1. Aligning around the Unique Value Proposition of the Leadership Team

This first building block enables executive or sponsoring leadership teams to align on their unique value proposition as one team and on their unique role in facilitating a culture of ownership, accountability, and responsibility. Distinct from clarifying organizational purpose or organizational strategy, this process refers to the leadership team galvanizing around their role in shaping the culture of the organization to deliver on organizational strategy. With this fundamental anchor, executive leadership teams can more successfully leverage the ‘leadership, culture performance equation.’
Each leadership team must contribute to and shape their unique value proposition so that there is strong alignment and ownership.
Therefore, teams need the space to grapple around pivotal questions, including:
• Why (beyond being a collection of functional leaders) this leadership team exists
• Who the leadership team serves, and how they benefit?
• Critical non-functional capabilities the leadership team needs to bring to the table
• The aspects that give urgency to the work of the leadership team
• The legacy the leadership team seeks to leave behind.

It is quite common for leadership teams not to have their clear compelling why articulated and shared. This lack of clarity leads to
• Diverse assumptions
• Excess noise in the system
• Conflict
• Leaders valuing different work and different outcomes
• Diluted impact

2. Agreeing Priorities for Focus

With alignment regarding the leadership team’s unique value proposition, leaders can explore ‘the how’ or the critical strategic enablers it must focus upon to deliver on its value proposition. Enablers will be different for every leadership team. Still, they may include such elements as building culture, providing direction, leading innovation, increasing accountability, driving growth, strengthening capability, and influencing the agenda.
With the articulation of their strategic enablers, leadership teams need to agree and communicate how they will operationalize their strategic enablers over 90, 180, and 360 days and how each person will own and contribute their achievement.

3. Deepening Team Trust and Shaping Team Culture

Team trust is fundamental to delivering on the team’s value proposition and to creating a positive organization-wide impact. In this building block, the leadership team works on building contractual trust, articulates shared values, and signs up to granular behaviors and explicitly agree to fundamental ways of working. In effect, team members grapple with the pivotal question: how must we operate as a team if we are to deliver on our value proposition?
As such, leadership teams take ownership of how they design and author their own team culture. How they approach this task has a profound impact.
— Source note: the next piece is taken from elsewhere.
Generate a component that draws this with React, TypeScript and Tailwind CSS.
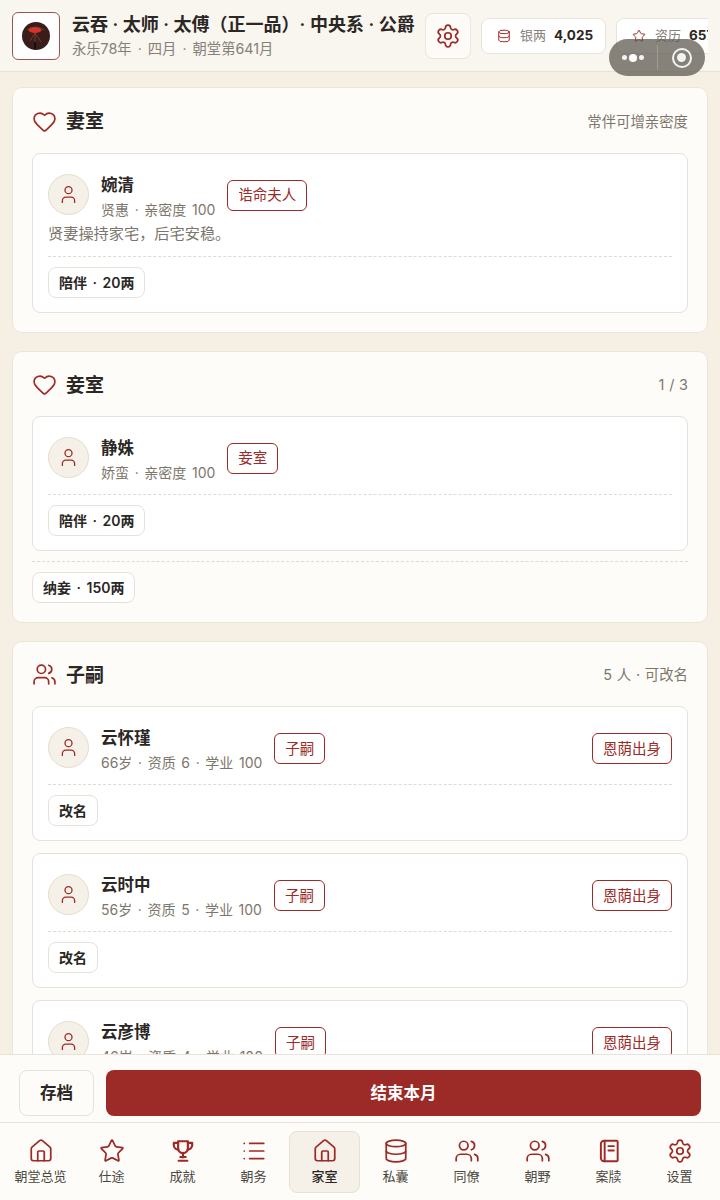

4. My Commitment and Contribution to the Leadership Team

Beyond contracting, effective leadership teams pay attention to other aspects of team trust. These include disclosure, creating an environment of safety and becoming nimble in seeking, receiving, and providing feedback
Feedback and openness are two practices that rapidly deepen trust and accelerate team effectiveness, and as such high performing leadership teams regularly engage in both practices. Working on this building block provides a space whereby leadership teams engage in deeper ‘authentic dialogue’ that facilitates trust and creates a space for deeper, more transformational collaboration.
When team members freely share their unique contribution to the team (role, diverse skillsets, experience, life path, profile, capabilities, values, drivers, and beliefs), they create new openings, new possibilities for dialogue and a better ability for the team to draw upon its strength and deliver its value proposition. As the team grows in its trust base, there can also be a valuable dialogue about individual and collective areas for growth and how the team can support individuals and themselves to contribute optimally.

5. Collaboration in Practice

Leadership teams who build such a collaborative ecosystem influence a set of performance-related cultural drivers:
• Alignment around strategic imperatives
• Freeing ‘the x-factor.’
• Capability to deliver on strategic goals
• Personal and team accountability

The capabilities required in a hierarchal ecosystem are different from those needed for a collaborative one. They include the ability to create resonance for others and to connect purpose with others’ currency, building a platform of trust and psychological safety, truly leveraging difference and dissonance, facilitating the investment of others, embedding a problem-solving orientation that pushes boundaries and a culture of celebration.
In this building block, leadership teams learn how to positively influence the four cultural drivers of alignment, engagement, capability, and accountability by adopting a collaborative approach to working together. Leaders require developed influencing characteristics and the mindsets, attributes, and behaviors to facilitate high-value dialogue, where they can learn into versus avoid dissonance.

6. Ongoing Individualised Development

Not only do high performing teams attend to group development, but individuals within the team also develop themselves as individuals.
Whether this is about scaling strengths, minimizing the impact of derailers, or developing new leadership muscles, the growth of each team member is pivotal to team success.